Fortunately, there are still customers who want straight answers, people who want clear explanations and people who will occasionally challenge pretension. And there are champions of clarity in every walk of life.

In business, we have the great investor Warren Buffett, a sworn enemy of “corporate-speak”.

From the world of science, we have Albert Einstein insisting: “If you can’t explain something simply, then you don’t understand it well.”

And from the world of theatre, I draw great comfort from two paragraphs in Tom Stoppard’s play The Real Thing.

“Words,” says Henry, the main character, “are innocent, neutral, precise, standing for this, describing that, meaning the other, so if you look after them you can build bridges across incomprehension and chaos. But when they get their corners knocked off, they’re no good any more.
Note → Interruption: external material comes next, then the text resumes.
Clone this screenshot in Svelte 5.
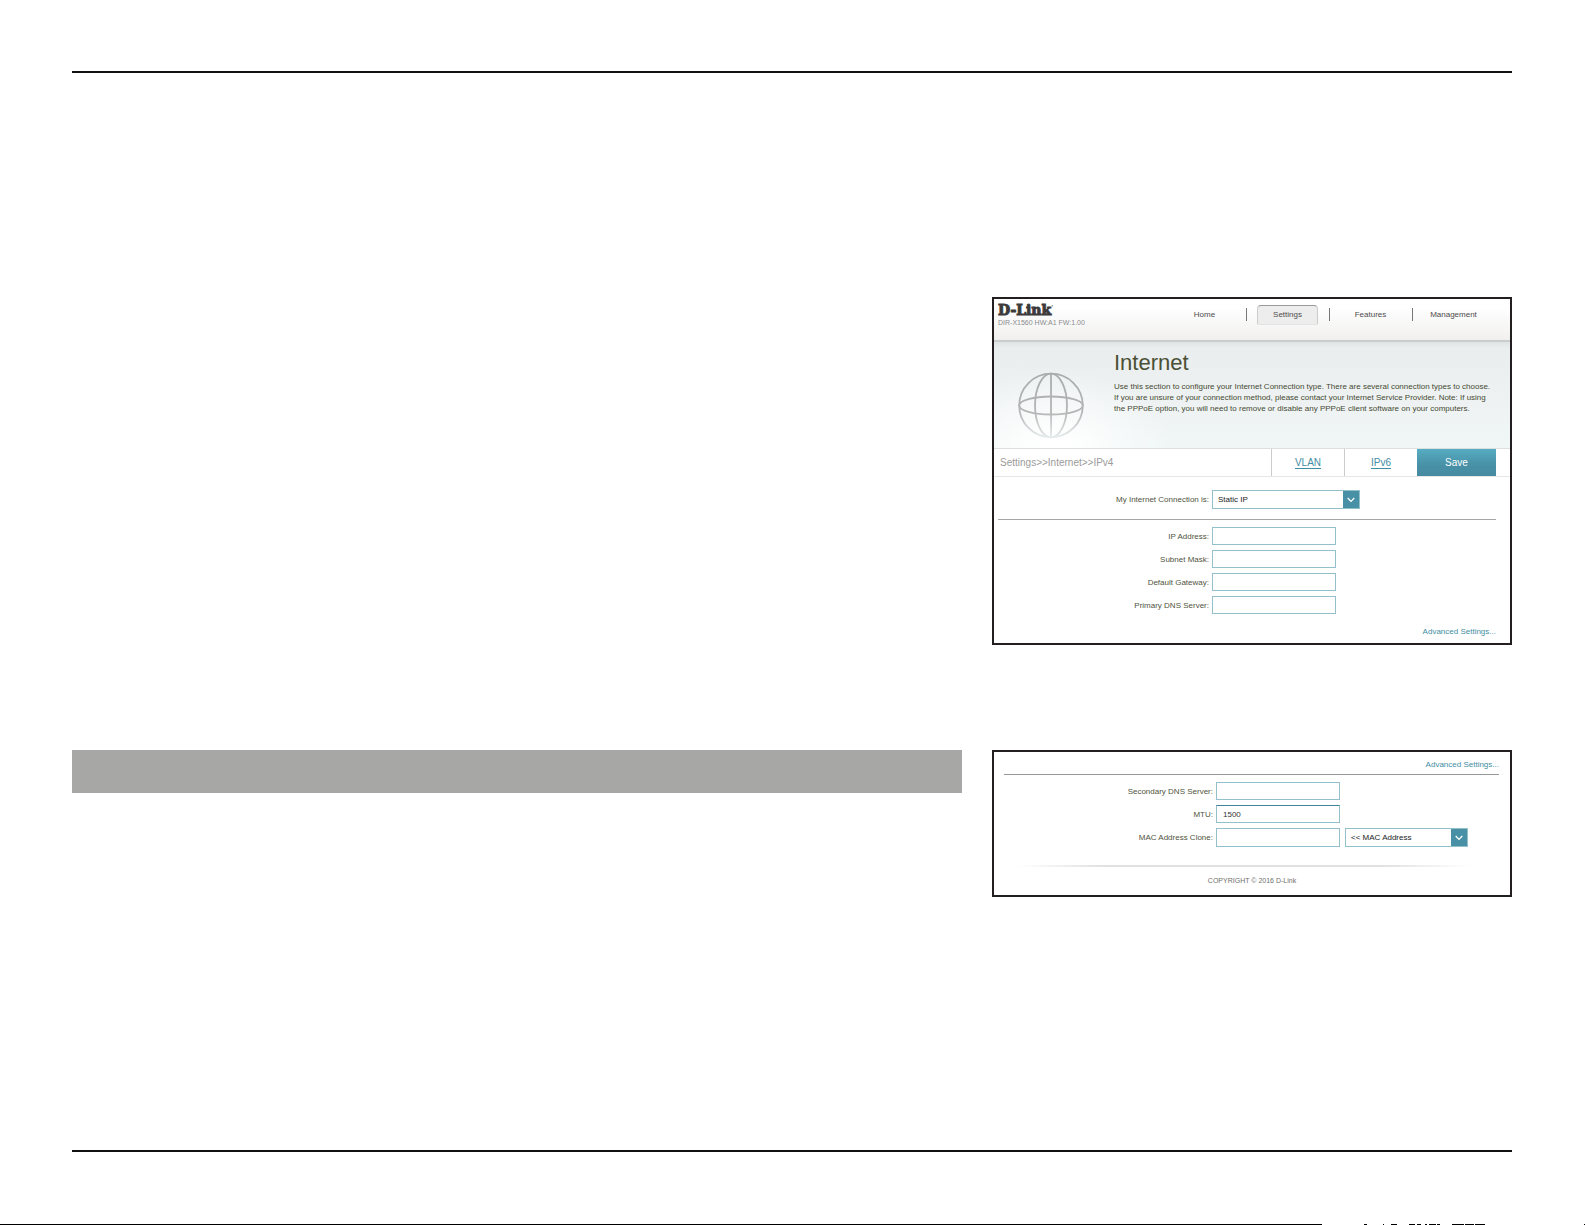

“I don’t think writers are sacred,” he continues, “but words are. They deserve respect. If you get the right ones in the right order, you can nudge the world a little or make a poem which children will speak for you when you’re dead.”

Language is misused every day, and the explosion of social media, along with the rise of political populism, has made it more difficult to sort the wheat from the chaff. But we will emerge from these Dark Ages. Mark Thompson, the former BBC Director General and current Chief Executive of the New York Times, published a book last year entitled “Enough Said – What’s gone wrong with the language of politics”.

At the end of his thoughtful analysis of modern trends in public debate, he concludes: “Sooner or later a new language of reasonable persuasion should emerge. We just don’t know when. So what can you do in this long uncertain interim? Open your ears. Use your own good judgment.”

I would add: “… and call out the obfuscators.” They get away with it as long as we allow them to. In so many walks of life, people are allowed to sound important and say very little. Challenge them, and they will either shrivel or prove capable of better. No one likes to be called a charlatan or a liar. And everyone hates to be thought pretentious.